> Work to be completed
Every record should be written out exactly, with the pictures left out.

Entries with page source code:
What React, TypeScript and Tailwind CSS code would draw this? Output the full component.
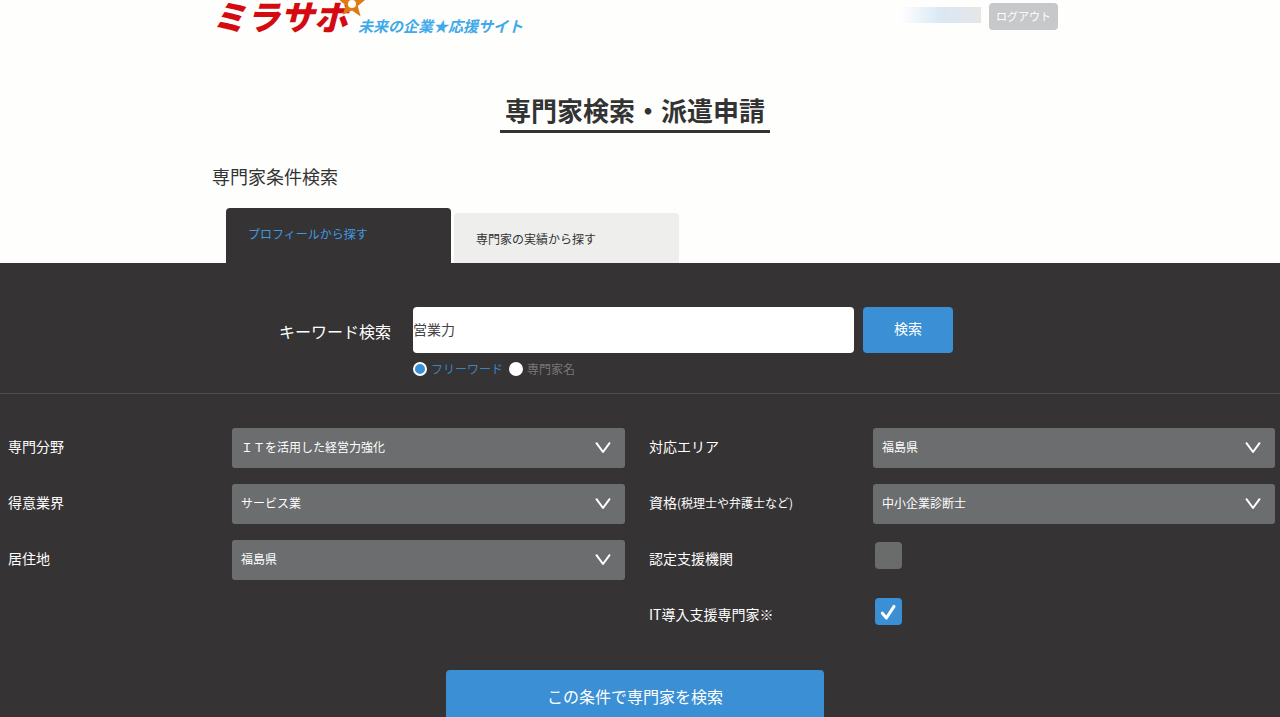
import { useState } from "react";

interface SelectFieldProps {
    id: string;
    label: string;
    note?: string;
    options: string[];
}

interface CheckFieldProps {
    id: string;
    label: string;
    defaultChecked?: boolean;
}

const SelectField = ({ id, label, note, options }: SelectFieldProps) => {
    return (
        <div className="flex items-center">
            <label htmlFor={id} className="w-56 shrink-0 pb-1 text-sm text-white">
                {label}
                {note && <span className="text-xs">{note}</span>}
            </label>
            <div className="relative flex-1">
                <select
                    id={id}
                    className="block h-10 w-full appearance-none rounded-[3px] bg-[#6b6d6e] pb-0.5 pl-[9px] pr-10 text-xs text-white"
                >
                    {options.map((option) => (
                        <option key={option}>{option}</option>
                    ))}
                </select>
                <svg
                    className="pointer-events-none absolute right-3.5 top-3.5 h-3 w-4"
                    viewBox="0 0 16 12"
                    fill="none"
                    stroke="#fff"
                    strokeWidth="2"
                    strokeLinecap="round"
                    strokeLinejoin="round"
                >
                    <path d="M1.5 1.2 8 10 14.5 1.2" />
                </svg>
            </div>
        </div>
    );
};

const CheckField = ({ id, label, defaultChecked }: CheckFieldProps) => {
    return (
        <div className="flex h-10 items-start">
            <label htmlFor={id} className="w-56 shrink-0 pt-2 text-sm text-white">
                {label}
            </label>
            <div className="relative ml-0.5 mt-0.5 size-[27px]">
                <input
                    id={id}
                    type="checkbox"
                    defaultChecked={defaultChecked}
                    className="peer block size-[27px] appearance-none rounded-[4px] bg-[#6a6c6b] checked:bg-[#3a8fd5]"
                />
                <svg
                    className="pointer-events-none absolute left-[5px] top-1.5 hidden size-4 peer-checked:block"
                    viewBox="0 0 16 16"
                    fill="none"
                    stroke="#fff"
                    strokeWidth="3"
                    strokeLinecap="round"
                    strokeLinejoin="round"
                >
                    <path d="M2.4 9.2 6.4 14 14 2.4" />
                </svg>
            </div>
        </div>
    );
};

const Logo = () => {
    return (
        <a href="#" className="relative flex items-end">
            <span className="font-['Liberation_Sans','Noto_Sans_CJK_JP',sans-serif] text-[34px] font-black italic leading-9 text-[#d40a10]">
                ミラサポ
            </span>
            <svg className="absolute -top-3 left-[125px] size-8" viewBox="0 0 32 32">
                <path
                    d="M15 1 18.8 11 29 11.2 20.8 18 23.6 28.4 15 22.6 5.6 26.8 8.8 17.4 1 10.8 11.4 10.8Z"
                    fill="#e07a14"
                />
                <circle cx="15" cy="16" r="4" fill="#fff" />
            </svg>
            <span className="ml-2.5 text-[15px] font-bold italic leading-5 text-[#3fa9e9]">
                未来の企業★応援サイト
            </span>
        </a>
    );
};

export default function App() {
    const [keyword, setKeyword] = useState("営業力");
    const [mode, setMode] = useState("free");

    return (
        <div className="min-h-screen bg-[#fefefd] font-['Noto_Sans_CJK_JP','Noto_Sans',sans-serif] text-[#333]">
            <div className="pr-2.5">
                <div className="mx-auto max-w-[846px]">
                    <header className="flex items-start justify-between">
                        <Logo />
                        <div className="flex items-start gap-2 pt-[3px]">
                            <div className="mt-1 h-4 w-20 bg-linear-to-r from-transparent via-[#d9e8f5] to-[#e6e6e6]" />
                            <button
                                type="button"
                                className="h-[27px] rounded-[4px] bg-[#c7c8ca] px-[7px] text-[11px] text-white"
                            >
                                ログアウト
                            </button>
                        </div>
                    </header>

                    <div className="mt-14 text-center">
                        <h1 className="inline-block border-b-[3px] border-[#333] px-[5px] pb-0.5 text-[26px] font-bold leading-9">
                            専門家検索・派遣申請
                        </h1>
                    </div>

                    <h2 className="mt-7 text-lg leading-[30px]">専門家条件検索</h2>

                    <nav className="mt-[17px] flex items-end gap-[3px] pl-3.5">
                        <a
                            href="#"
                            className="h-[55px] w-[225px] rounded-t-[4px] bg-[#353334] px-[22px] pt-4 text-xs leading-5 text-[#409ae0]"
                        >
                            プロフィールから探す
                        </a>
                        <a
                            href="#"
                            className="h-[50px] w-[225px] rounded-t-[4px] bg-[#eeeeed] px-[22px] pt-4 text-xs leading-5"
                        >
                            専門家の実績から探す
                        </a>
                    </nav>
                </div>
            </div>

            <form className="bg-[#353334]" onSubmit={(e) => e.preventDefault()}>
                <div className="border-b border-[#4a4d4c] pb-3.5 pt-11">
                    <div className="mx-auto flex w-fit items-start pr-12">
                        <label htmlFor="keyword" className="mr-[22px] pt-3 text-base leading-6 text-white">
                            キーワード検索
                        </label>
                        <div>
                            <input
                                id="keyword"
                                type="text"
                                value={keyword}
                                onChange={(e) => setKeyword(e.target.value)}
                                className="block h-[46px] w-[441px] rounded-[4px] bg-white pb-0.5 text-sm text-[#444]"
                            />
                            <div className="mt-1.5 flex h-5 items-center gap-1.5 text-xs">
                                <label
                                    className={
                                        mode === "free"
                                            ? "flex items-center gap-1 text-[#3d83bf]"
                                            : "flex items-center gap-1 text-[#777]"
                                    }
                                >
                                    <input
                                        type="radio"
                                        name="mode"
                                        checked={mode === "free"}
                                        onChange={() => setMode("free")}
                                        className="size-3.5 appearance-none rounded-full border-2 border-white bg-white checked:bg-[#3a8fd5]"
                                    />
                                    フリーワード
                                </label>
                                <label
                                    className={
                                        mode === "name"
                                            ? "flex items-center gap-1 text-[#3d83bf]"
                                            : "flex items-center gap-1 text-[#777]"
                                    }
                                >
                                    <input
                                        type="radio"
                                        name="mode"
                                        checked={mode === "name"}
                                        onChange={() => setMode("name")}
                                        className="size-3.5 appearance-none rounded-full border-2 border-white bg-white checked:bg-[#3a8fd5]"
                                    />
                                    専門家名
                                </label>
                            </div>
                        </div>
                        <button
                            type="submit"
                            className="ml-[9px] h-[46px] w-[90px] rounded-[4px] bg-[#3a8fd5] pb-1 text-sm text-white"
                        >
                            検索
                        </button>
                    </div>
                </div>

                <div className="grid grid-cols-2 pt-[34px]">
                    <div className="flex flex-col gap-4 pl-2 pr-[15px]">
                        <SelectField id="field" label="専門分野" options={["ＩＴを活用した経営力強化"]} />
                        <SelectField id="industry" label="得意業界" options={["サービス業"]} />
                        <SelectField id="home" label="居住地" options={["福島県"]} />
                    </div>
                    <div className="flex flex-col gap-4 pl-[9px] pr-[5px]">
                        <SelectField id="area" label="対応エリア" options={["福島県"]} />
                        <SelectField
                            id="license"
                            label="資格"
                            note="(税理士や弁護士など)"
                            options={["中小企業診断士"]}
                        />
                        <CheckField id="support" label="認定支援機関" />
                        <CheckField id="it" label="IT導入支援専門家※" defaultChecked />
                    </div>
                </div>

                <div className="pr-2.5 pt-[34px]">
                    <button
                        type="submit"
                        className="mx-auto block h-[52px] w-[378px] rounded-[4px] bg-[#3a8fd5] text-base text-white"
                    >
                        この条件で専門家を検索
                    </button>
                </div>
            </form>
        </div>
    );
}
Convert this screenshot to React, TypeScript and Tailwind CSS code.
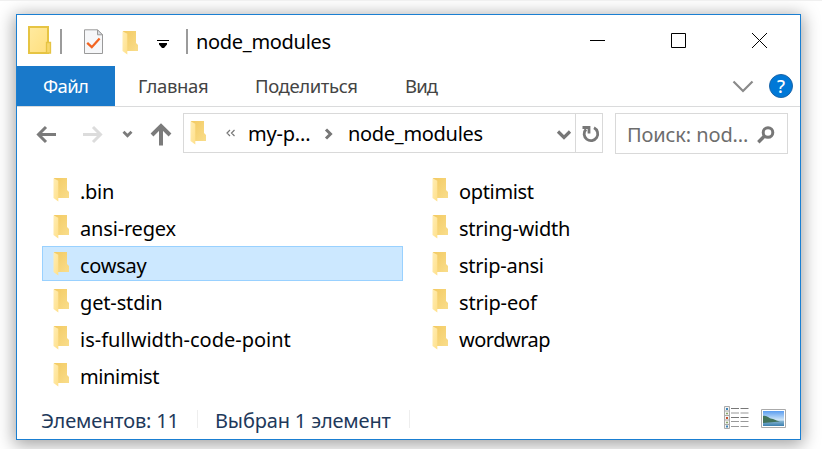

> Complete answer
What React, TypeScript and Tailwind CSS code would draw this? Output the full component.
import { useState } from "react";

interface SelectFieldProps {
    id: string;
    label: string;
    note?: string;
    options: string[];
}

interface CheckFieldProps {
    id: string;
    label: string;
    defaultChecked?: boolean;
}

const SelectField = ({ id, label, note, options }: SelectFieldProps) => {
    return (
        <div className="flex items-center">
            <label htmlFor={id} className="w-56 shrink-0 pb-1 text-sm text-white">
                {label}
                {note && <span className="text-xs">{note}</span>}
            </label>
            <div className="relative flex-1">
                <select
                    id={id}
                    className="block h-10 w-full appearance-none rounded-[3px] bg-[#6b6d6e] pb-0.5 pl-[9px] pr-10 text-xs text-white"
                >
                    {options.map((option) => (
                        <option key={option}>{option}</option>
                    ))}
                </select>
                <svg
                    className="pointer-events-none absolute right-3.5 top-3.5 h-3 w-4"
                    viewBox="0 0 16 12"
                    fill="none"
                    stroke="#fff"
                    strokeWidth="2"
                    strokeLinecap="round"
                    strokeLinejoin="round"
                >
                    <path d="M1.5 1.2 8 10 14.5 1.2" />
                </svg>
            </div>
        </div>
    );
};

const CheckField = ({ id, label, defaultChecked }: CheckFieldProps) => {
    return (
        <div className="flex h-10 items-start">
            <label htmlFor={id} className="w-56 shrink-0 pt-2 text-sm text-white">
                {label}
            </label>
            <div className="relative ml-0.5 mt-0.5 size-[27px]">
                <input
                    id={id}
                    type="checkbox"
                    defaultChecked={defaultChecked}
                    className="peer block size-[27px] appearance-none rounded-[4px] bg-[#6a6c6b] checked:bg-[#3a8fd5]"
                />
                <svg
                    className="pointer-events-none absolute left-[5px] top-1.5 hidden size-4 peer-checked:block"
                    viewBox="0 0 16 16"
                    fill="none"
                    stroke="#fff"
                    strokeWidth="3"
                    strokeLinecap="round"
                    strokeLinejoin="round"
                >
                    <path d="M2.4 9.2 6.4 14 14 2.4" />
                </svg>
            </div>
        </div>
    );
};

const Logo = () => {
    return (
        <a href="#" className="relative flex items-end">
            <span className="font-['Liberation_Sans','Noto_Sans_CJK_JP',sans-serif] text-[34px] font-black italic leading-9 text-[#d40a10]">
                ミラサポ
            </span>
            <svg className="absolute -top-3 left-[125px] size-8" viewBox="0 0 32 32">
                <path
                    d="M15 1 18.8 11 29 11.2 20.8 18 23.6 28.4 15 22.6 5.6 26.8 8.8 17.4 1 10.8 11.4 10.8Z"
                    fill="#e07a14"
                />
                <circle cx="15" cy="16" r="4" fill="#fff" />
            </svg>
            <span className="ml-2.5 text-[15px] font-bold italic leading-5 text-[#3fa9e9]">
                未来の企業★応援サイト
            </span>
        </a>
    );
};

export default function App() {
    const [keyword, setKeyword] = useState("営業力");
    const [mode, setMode] = useState("free");

    return (
        <div className="min-h-screen bg-[#fefefd] font-['Noto_Sans_CJK_JP','Noto_Sans',sans-serif] text-[#333]">
            <div className="pr-2.5">
                <div className="mx-auto max-w-[846px]">
                    <header className="flex items-start justify-between">
                        <Logo />
                        <div className="flex items-start gap-2 pt-[3px]">
                            <div className="mt-1 h-4 w-20 bg-linear-to-r from-transparent via-[#d9e8f5] to-[#e6e6e6]" />
                            <button
                                type="button"
                                className="h-[27px] rounded-[4px] bg-[#c7c8ca] px-[7px] text-[11px] text-white"
                            >
                                ログアウト
                            </button>
                        </div>
                    </header>

                    <div className="mt-14 text-center">
                        <h1 className="inline-block border-b-[3px] border-[#333] px-[5px] pb-0.5 text-[26px] font-bold leading-9">
                            専門家検索・派遣申請
                        </h1>
                    </div>

                    <h2 className="mt-7 text-lg leading-[30px]">専門家条件検索</h2>

                    <nav className="mt-[17px] flex items-end gap-[3px] pl-3.5">
                        <a
                            href="#"
                            className="h-[55px] w-[225px] rounded-t-[4px] bg-[#353334] px-[22px] pt-4 text-xs leading-5 text-[#409ae0]"
                        >
                            プロフィールから探す
                        </a>
                        <a
                            href="#"
                            className="h-[50px] w-[225px] rounded-t-[4px] bg-[#eeeeed] px-[22px] pt-4 text-xs leading-5"
                        >
                            専門家の実績から探す
                        </a>
                    </nav>
                </div>
            </div>

            <form className="bg-[#353334]" onSubmit={(e) => e.preventDefault()}>
                <div className="border-b border-[#4a4d4c] pb-3.5 pt-11">
                    <div className="mx-auto flex w-fit items-start pr-12">
                        <label htmlFor="keyword" className="mr-[22px] pt-3 text-base leading-6 text-white">
                            キーワード検索
                        </label>
                        <div>
                            <input
                                id="keyword"
                                type="text"
                                value={keyword}
                                onChange={(e) => setKeyword(e.target.value)}
                                className="block h-[46px] w-[441px] rounded-[4px] bg-white pb-0.5 text-sm text-[#444]"
                            />
                            <div className="mt-1.5 flex h-5 items-center gap-1.5 text-xs">
                                <label
                                    className={
                                        mode === "free"
                                            ? "flex items-center gap-1 text-[#3d83bf]"
                                            : "flex items-center gap-1 text-[#777]"
                                    }
                                >
                                    <input
                                        type="radio"
                                        name="mode"
                                        checked={mode === "free"}
                                        onChange={() => setMode("free")}
                                        className="size-3.5 appearance-none rounded-full border-2 border-white bg-white checked:bg-[#3a8fd5]"
                                    />
                                    フリーワード
                                </label>
                                <label
                                    className={
                                        mode === "name"
                                            ? "flex items-center gap-1 text-[#3d83bf]"
                                            : "flex items-center gap-1 text-[#777]"
                                    }
                                >
                                    <input
                                        type="radio"
                                        name="mode"
                                        checked={mode === "name"}
                                        onChange={() => setMode("name")}
                                        className="size-3.5 appearance-none rounded-full border-2 border-white bg-white checked:bg-[#3a8fd5]"
                                    />
                                    専門家名
                                </label>
                            </div>
                        </div>
                        <button
                            type="submit"
                            className="ml-[9px] h-[46px] w-[90px] rounded-[4px] bg-[#3a8fd5] pb-1 text-sm text-white"
                        >
                            検索
                        </button>
                    </div>
                </div>

                <div className="grid grid-cols-2 pt-[34px]">
                    <div className="flex flex-col gap-4 pl-2 pr-[15px]">
                        <SelectField id="field" label="専門分野" options={["ＩＴを活用した経営力強化"]} />
                        <SelectField id="industry" label="得意業界" options={["サービス業"]} />
                        <SelectField id="home" label="居住地" options={["福島県"]} />
                    </div>
                    <div className="flex flex-col gap-4 pl-[9px] pr-[5px]">
                        <SelectField id="area" label="対応エリア" options={["福島県"]} />
                        <SelectField
                            id="license"
                            label="資格"
                            note="(税理士や弁護士など)"
                            options={["中小企業診断士"]}
                        />
                        <CheckField id="support" label="認定支援機関" />
                        <CheckField id="it" label="IT導入支援専門家※" defaultChecked />
                    </div>
                </div>

                <div className="pr-2.5 pt-[34px]">
                    <button
                        type="submit"
                        className="mx-auto block h-[52px] w-[378px] rounded-[4px] bg-[#3a8fd5] text-base text-white"
                    >
                        この条件で専門家を検索
                    </button>
                </div>
            </form>
        </div>
    );
}
Convert this screenshot to React, TypeScript and Tailwind CSS code.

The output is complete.